Work instructions. Only a number is expected: how many lines in the data below contain the word "Output".

Rows from a dataset of pages and code
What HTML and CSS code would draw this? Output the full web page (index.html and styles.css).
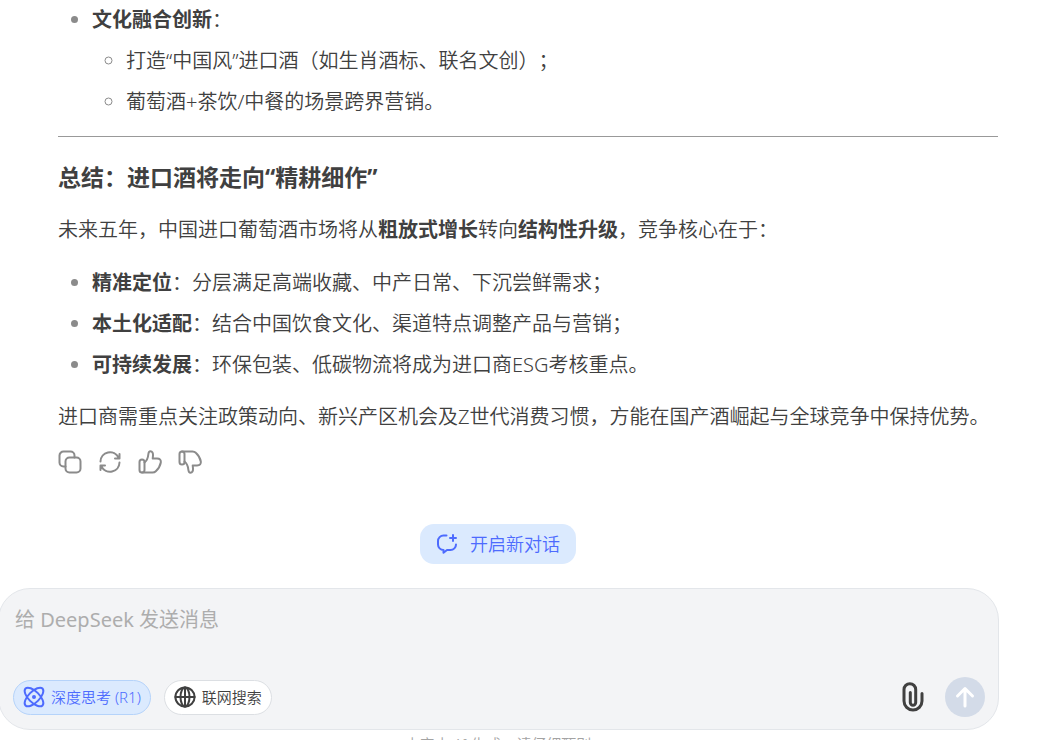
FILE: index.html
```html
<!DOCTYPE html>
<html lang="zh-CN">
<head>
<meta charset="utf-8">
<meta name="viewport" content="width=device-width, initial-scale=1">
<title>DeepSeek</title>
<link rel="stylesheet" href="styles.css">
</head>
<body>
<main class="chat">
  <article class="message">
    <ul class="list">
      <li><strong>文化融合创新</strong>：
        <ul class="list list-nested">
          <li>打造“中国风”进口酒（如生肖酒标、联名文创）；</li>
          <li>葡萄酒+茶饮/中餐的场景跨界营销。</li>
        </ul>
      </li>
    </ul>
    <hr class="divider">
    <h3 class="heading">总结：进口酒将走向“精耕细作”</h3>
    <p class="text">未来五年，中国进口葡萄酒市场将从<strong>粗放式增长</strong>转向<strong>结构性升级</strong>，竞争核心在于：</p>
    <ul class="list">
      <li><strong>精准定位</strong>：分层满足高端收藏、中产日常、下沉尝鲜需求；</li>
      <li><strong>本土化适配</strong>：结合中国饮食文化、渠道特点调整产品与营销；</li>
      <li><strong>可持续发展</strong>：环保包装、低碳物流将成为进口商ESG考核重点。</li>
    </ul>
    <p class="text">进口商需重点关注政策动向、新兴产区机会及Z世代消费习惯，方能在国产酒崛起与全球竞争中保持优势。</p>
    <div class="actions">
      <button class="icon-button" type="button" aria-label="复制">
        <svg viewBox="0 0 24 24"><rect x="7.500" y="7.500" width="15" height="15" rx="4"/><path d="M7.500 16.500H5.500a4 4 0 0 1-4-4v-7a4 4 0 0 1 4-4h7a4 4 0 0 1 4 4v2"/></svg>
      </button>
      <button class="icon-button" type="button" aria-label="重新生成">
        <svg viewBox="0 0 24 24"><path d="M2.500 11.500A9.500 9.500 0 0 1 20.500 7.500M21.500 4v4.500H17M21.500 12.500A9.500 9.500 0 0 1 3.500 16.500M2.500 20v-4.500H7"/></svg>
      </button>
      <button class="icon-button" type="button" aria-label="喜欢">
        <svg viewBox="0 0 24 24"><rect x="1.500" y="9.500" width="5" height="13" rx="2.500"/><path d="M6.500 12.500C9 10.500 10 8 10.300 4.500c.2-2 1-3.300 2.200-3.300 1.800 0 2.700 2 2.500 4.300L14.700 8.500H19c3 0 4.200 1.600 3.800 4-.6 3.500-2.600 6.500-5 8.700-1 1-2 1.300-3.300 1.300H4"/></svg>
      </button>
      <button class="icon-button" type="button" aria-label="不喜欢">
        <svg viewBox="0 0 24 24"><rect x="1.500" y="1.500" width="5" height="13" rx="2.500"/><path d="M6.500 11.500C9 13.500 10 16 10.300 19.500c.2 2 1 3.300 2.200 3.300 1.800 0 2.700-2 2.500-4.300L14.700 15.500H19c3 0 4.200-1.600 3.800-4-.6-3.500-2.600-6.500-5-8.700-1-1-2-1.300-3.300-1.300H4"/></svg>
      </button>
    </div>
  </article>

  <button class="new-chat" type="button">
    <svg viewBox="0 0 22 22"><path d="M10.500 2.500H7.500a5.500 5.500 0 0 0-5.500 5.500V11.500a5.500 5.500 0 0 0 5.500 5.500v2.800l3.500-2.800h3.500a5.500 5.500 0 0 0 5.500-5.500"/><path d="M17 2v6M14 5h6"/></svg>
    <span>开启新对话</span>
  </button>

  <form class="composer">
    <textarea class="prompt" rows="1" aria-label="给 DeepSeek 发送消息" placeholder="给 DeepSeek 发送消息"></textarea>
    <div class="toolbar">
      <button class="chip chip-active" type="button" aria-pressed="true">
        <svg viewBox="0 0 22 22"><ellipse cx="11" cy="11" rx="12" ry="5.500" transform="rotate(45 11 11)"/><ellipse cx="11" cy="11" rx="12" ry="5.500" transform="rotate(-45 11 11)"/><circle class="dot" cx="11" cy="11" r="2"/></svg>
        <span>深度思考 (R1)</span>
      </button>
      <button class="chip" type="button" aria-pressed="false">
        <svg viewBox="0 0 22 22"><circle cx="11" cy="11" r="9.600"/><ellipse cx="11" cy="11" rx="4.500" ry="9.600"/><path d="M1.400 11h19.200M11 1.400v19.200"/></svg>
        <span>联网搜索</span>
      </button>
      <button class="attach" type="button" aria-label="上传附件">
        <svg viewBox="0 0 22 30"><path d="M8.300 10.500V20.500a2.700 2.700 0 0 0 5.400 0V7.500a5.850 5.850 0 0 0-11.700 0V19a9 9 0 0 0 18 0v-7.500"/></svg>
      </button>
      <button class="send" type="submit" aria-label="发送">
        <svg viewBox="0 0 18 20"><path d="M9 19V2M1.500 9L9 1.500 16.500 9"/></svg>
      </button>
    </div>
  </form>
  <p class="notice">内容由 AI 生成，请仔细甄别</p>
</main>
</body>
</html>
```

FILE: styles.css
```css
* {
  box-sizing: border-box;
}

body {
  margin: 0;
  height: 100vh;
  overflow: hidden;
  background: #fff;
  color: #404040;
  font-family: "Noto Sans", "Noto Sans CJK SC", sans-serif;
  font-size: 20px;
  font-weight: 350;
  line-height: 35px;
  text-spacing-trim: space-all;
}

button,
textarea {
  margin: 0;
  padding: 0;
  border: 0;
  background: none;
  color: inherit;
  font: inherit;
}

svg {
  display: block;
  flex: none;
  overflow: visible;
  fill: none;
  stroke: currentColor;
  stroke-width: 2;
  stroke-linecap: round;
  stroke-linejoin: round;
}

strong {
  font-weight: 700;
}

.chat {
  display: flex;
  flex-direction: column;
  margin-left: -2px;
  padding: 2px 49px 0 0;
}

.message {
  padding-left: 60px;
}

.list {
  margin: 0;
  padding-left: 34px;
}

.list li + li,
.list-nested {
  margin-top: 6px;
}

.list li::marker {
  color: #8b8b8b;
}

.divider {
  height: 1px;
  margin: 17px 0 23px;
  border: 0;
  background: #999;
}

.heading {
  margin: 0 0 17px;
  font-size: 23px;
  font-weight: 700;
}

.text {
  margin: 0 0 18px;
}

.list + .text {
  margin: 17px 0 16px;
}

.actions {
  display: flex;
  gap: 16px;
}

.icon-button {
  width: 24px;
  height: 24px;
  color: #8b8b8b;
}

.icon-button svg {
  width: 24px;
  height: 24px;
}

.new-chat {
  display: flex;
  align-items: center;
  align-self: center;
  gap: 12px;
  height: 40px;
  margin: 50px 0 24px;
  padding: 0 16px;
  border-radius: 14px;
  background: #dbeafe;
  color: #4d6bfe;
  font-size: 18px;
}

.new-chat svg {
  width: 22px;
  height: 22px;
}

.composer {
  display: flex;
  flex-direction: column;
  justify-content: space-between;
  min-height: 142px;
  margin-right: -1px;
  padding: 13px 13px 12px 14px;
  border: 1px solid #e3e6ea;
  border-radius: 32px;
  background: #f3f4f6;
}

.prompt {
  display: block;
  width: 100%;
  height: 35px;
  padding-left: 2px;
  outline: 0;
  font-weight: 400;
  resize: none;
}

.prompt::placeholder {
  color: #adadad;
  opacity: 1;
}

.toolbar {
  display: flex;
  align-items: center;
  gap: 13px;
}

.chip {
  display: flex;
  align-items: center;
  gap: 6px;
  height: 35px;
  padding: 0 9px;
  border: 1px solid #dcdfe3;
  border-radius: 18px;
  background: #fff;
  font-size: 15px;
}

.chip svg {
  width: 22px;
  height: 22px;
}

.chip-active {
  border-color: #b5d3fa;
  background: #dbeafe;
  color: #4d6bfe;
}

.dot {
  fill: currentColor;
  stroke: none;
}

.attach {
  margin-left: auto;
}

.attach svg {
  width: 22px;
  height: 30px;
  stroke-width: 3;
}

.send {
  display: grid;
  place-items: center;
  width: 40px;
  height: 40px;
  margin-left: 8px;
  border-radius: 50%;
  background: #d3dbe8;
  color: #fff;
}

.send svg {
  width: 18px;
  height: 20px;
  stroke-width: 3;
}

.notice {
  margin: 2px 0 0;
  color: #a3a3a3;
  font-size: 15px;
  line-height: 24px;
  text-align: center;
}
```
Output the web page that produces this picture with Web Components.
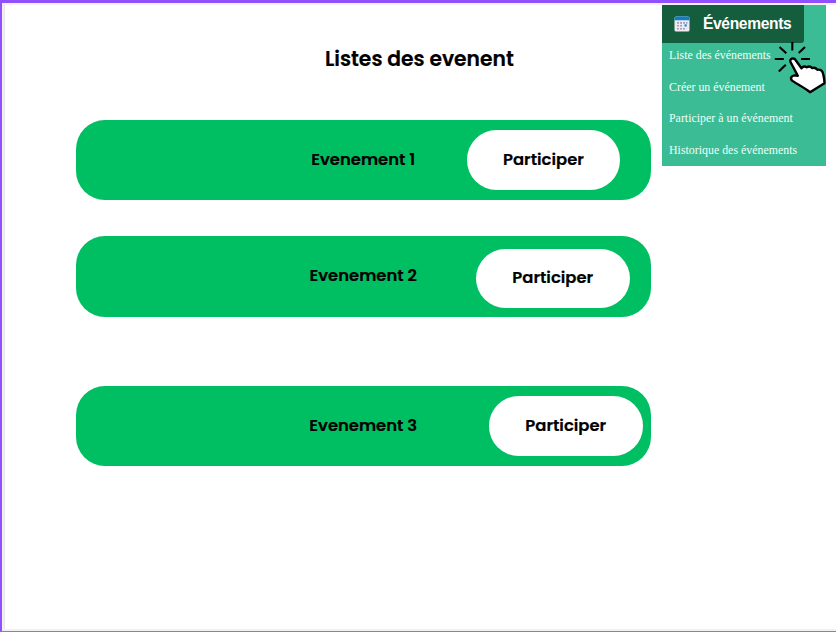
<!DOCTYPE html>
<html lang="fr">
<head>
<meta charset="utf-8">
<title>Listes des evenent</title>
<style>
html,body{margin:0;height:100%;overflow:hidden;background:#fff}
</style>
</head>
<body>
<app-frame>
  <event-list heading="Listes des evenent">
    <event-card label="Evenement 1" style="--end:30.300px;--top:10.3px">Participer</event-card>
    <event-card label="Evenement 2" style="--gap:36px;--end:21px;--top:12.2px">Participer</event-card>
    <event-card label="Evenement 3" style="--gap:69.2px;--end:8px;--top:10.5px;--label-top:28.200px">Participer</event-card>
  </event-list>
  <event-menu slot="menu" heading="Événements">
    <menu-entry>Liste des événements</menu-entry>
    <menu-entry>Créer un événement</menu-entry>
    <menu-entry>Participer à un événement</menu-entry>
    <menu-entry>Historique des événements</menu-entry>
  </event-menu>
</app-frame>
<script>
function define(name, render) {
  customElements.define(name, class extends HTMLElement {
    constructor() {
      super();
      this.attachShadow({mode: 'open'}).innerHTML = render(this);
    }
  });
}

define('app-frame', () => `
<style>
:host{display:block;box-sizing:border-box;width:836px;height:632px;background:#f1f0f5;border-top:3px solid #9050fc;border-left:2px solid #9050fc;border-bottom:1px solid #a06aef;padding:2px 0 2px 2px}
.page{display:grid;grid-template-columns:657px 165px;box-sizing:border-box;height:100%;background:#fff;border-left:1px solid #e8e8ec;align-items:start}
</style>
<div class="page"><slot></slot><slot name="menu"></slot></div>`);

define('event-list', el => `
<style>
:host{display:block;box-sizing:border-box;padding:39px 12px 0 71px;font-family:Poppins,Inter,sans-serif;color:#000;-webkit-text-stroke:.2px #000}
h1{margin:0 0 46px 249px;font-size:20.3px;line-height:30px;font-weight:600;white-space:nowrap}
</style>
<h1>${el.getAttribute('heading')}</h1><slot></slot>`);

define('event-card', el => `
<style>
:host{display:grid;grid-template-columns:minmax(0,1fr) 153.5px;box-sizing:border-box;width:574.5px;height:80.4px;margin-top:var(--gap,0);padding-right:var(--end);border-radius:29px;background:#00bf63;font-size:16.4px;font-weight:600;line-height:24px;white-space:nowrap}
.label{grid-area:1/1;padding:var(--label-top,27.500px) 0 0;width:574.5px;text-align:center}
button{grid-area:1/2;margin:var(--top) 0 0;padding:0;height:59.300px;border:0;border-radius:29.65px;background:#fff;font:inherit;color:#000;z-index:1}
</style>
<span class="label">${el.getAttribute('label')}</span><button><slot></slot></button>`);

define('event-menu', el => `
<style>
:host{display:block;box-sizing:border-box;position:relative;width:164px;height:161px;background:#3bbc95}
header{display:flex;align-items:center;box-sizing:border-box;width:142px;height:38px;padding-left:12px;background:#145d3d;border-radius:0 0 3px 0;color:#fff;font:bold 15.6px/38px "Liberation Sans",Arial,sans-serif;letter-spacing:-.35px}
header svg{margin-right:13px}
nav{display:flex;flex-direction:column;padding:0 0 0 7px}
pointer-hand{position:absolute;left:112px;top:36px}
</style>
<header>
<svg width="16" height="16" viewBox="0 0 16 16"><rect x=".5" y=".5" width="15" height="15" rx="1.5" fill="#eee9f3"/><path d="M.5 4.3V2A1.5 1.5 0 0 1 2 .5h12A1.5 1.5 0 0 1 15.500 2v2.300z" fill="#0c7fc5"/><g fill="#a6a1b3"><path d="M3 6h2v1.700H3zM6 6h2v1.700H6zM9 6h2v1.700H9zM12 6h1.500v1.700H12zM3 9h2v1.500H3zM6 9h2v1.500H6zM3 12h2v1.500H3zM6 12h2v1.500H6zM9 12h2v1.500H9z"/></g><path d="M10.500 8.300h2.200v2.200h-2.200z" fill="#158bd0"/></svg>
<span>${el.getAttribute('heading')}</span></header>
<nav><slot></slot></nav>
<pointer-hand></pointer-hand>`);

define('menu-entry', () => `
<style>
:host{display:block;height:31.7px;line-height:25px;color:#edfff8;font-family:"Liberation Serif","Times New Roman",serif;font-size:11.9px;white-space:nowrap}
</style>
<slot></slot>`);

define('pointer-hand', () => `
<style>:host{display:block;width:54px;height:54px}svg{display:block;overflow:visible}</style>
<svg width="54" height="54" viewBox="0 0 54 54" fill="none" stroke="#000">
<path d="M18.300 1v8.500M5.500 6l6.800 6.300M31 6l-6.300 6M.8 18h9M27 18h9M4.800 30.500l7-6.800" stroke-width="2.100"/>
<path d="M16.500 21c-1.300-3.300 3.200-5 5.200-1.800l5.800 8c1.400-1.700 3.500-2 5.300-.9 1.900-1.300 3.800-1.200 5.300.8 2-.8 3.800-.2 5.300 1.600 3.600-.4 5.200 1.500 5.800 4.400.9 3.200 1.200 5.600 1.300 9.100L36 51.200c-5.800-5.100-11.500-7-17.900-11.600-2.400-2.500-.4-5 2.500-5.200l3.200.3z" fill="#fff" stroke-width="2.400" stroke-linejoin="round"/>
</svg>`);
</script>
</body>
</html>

Worked solution. 2